Excerpted data -

━━━━━━━━━━

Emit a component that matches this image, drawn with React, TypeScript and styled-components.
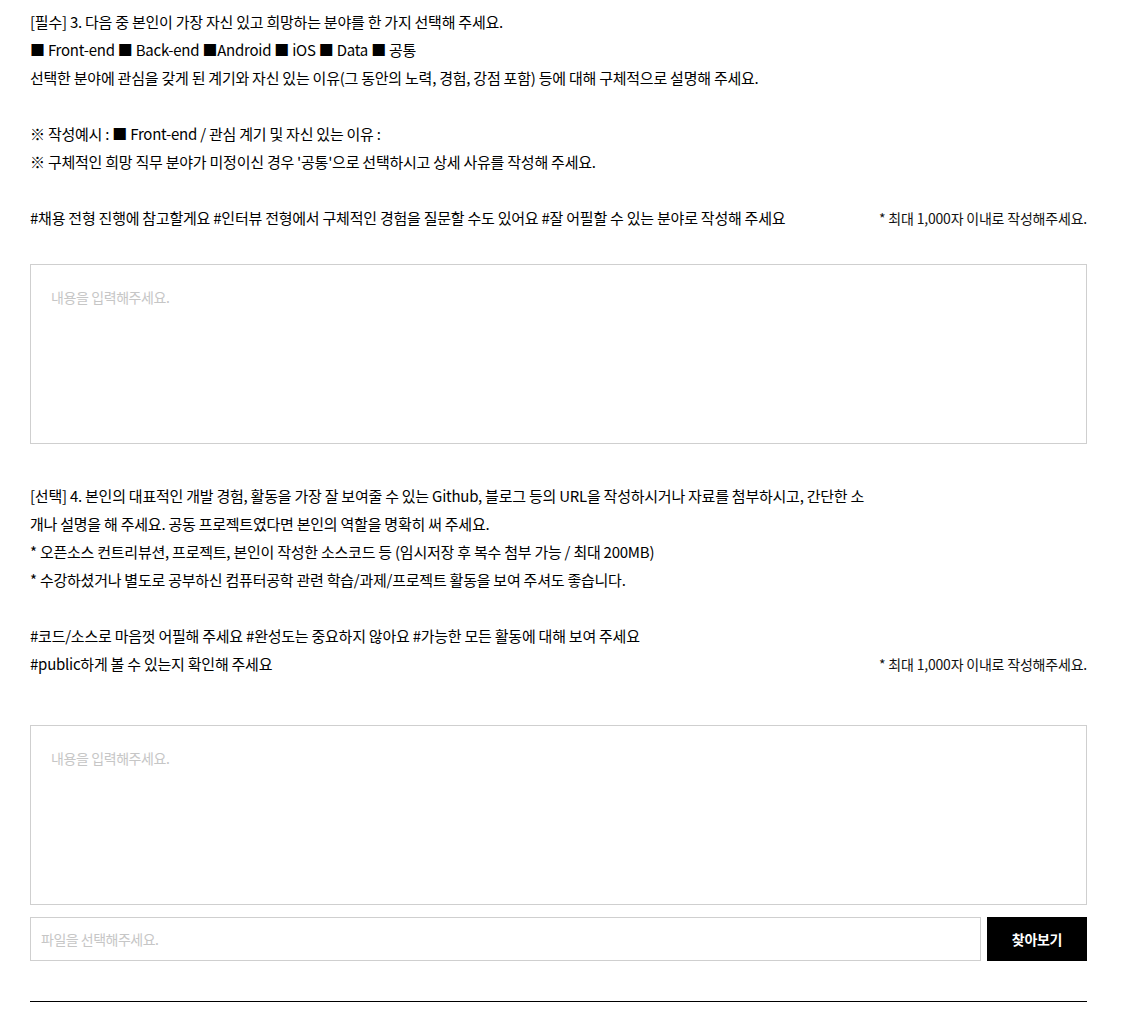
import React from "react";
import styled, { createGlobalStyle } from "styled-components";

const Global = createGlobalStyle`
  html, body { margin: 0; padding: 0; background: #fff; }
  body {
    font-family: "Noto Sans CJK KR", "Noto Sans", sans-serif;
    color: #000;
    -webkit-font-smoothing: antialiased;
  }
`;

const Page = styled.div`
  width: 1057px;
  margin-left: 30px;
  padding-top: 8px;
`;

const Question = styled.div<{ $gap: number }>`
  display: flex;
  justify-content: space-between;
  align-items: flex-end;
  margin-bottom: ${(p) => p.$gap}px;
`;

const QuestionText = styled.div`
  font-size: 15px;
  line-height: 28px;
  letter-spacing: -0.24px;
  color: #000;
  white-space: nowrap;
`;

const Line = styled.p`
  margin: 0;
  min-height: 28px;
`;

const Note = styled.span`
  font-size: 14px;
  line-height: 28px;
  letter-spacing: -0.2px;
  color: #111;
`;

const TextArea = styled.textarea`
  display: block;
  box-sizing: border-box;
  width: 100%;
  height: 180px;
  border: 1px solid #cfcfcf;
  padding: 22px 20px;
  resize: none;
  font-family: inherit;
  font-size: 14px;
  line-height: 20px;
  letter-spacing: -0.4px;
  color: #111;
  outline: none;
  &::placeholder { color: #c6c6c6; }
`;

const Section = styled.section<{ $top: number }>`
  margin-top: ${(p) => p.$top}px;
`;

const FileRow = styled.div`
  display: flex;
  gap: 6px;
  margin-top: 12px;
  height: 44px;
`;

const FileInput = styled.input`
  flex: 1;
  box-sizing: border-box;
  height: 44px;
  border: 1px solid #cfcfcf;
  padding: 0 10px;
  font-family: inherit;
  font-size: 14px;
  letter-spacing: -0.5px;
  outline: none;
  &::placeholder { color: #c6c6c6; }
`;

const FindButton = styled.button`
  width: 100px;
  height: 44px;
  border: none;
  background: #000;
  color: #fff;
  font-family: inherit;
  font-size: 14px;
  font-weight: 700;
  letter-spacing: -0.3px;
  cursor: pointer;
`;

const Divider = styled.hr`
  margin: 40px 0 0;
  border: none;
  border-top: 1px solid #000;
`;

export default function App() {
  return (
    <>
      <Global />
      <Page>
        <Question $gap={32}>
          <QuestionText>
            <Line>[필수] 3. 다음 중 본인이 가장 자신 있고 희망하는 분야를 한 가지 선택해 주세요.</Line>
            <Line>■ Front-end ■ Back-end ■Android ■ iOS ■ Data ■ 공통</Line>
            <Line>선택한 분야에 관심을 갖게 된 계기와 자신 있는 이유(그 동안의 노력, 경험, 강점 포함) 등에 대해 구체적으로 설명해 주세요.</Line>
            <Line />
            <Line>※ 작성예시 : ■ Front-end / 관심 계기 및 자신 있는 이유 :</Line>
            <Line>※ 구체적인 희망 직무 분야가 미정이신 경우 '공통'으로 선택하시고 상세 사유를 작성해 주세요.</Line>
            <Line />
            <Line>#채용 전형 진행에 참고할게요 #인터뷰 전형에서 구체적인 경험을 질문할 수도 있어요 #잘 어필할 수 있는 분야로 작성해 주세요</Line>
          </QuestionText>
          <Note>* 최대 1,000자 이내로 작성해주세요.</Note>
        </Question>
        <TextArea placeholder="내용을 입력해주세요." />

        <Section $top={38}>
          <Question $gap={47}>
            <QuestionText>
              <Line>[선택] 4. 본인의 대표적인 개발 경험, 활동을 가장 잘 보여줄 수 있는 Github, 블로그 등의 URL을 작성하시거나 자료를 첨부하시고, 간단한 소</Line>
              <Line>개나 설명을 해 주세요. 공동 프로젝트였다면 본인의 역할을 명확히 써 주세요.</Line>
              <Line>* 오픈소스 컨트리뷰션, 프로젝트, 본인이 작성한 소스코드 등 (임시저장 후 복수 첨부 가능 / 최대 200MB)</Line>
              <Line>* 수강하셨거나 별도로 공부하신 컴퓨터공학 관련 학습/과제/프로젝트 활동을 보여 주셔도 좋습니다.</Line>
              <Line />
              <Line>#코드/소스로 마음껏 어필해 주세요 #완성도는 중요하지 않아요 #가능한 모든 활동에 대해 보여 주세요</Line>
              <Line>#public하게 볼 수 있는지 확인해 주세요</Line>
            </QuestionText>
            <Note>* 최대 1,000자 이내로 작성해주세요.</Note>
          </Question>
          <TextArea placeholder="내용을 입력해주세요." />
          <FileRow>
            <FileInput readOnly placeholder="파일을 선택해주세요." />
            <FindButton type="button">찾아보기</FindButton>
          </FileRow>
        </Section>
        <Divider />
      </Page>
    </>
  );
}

━━━━━━━━━━

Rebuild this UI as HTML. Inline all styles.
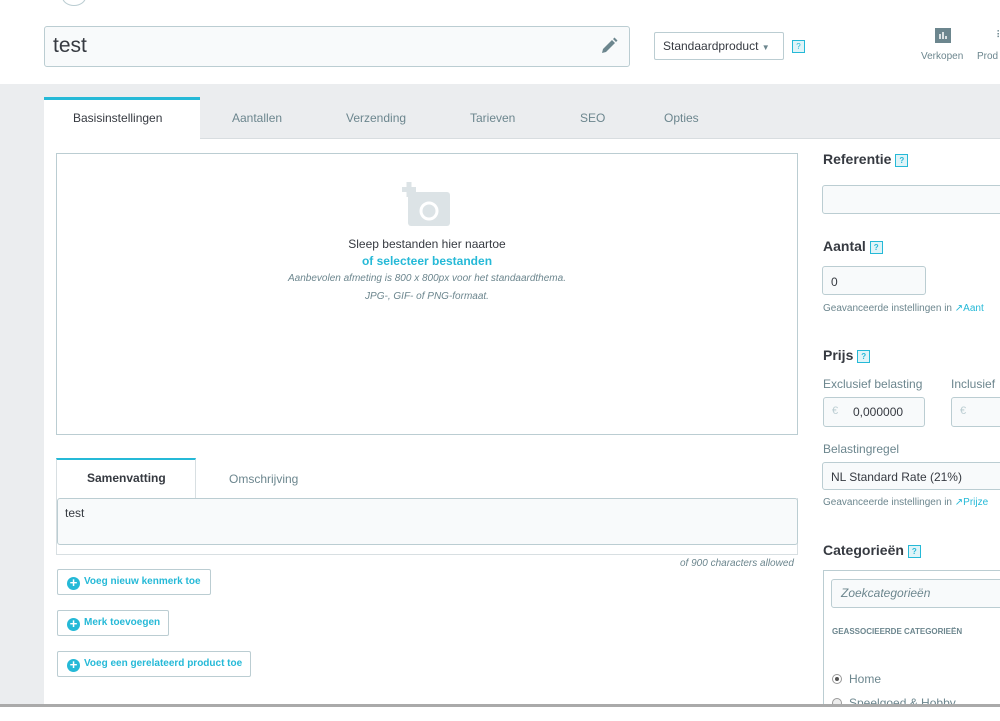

━━━━━━━━━━

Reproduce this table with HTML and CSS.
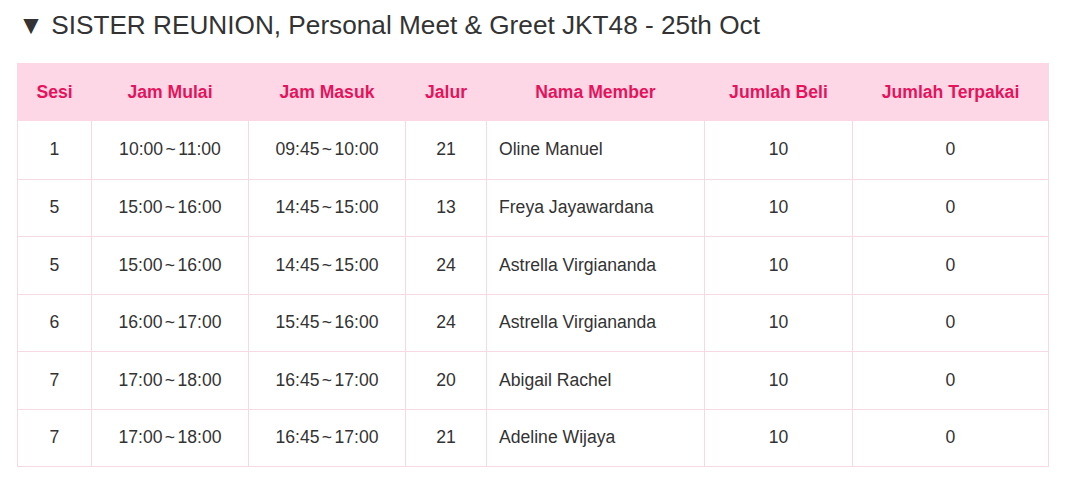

━━━━━━━━━━

What to work on - Show each line holding the word "this".

Solution to the problem -
Emit a component that matches this image, drawn with React, TypeScript and styled-components.
Rebuild this UI as HTML. Inline all styles.
Reproduce this table with HTML and CSS.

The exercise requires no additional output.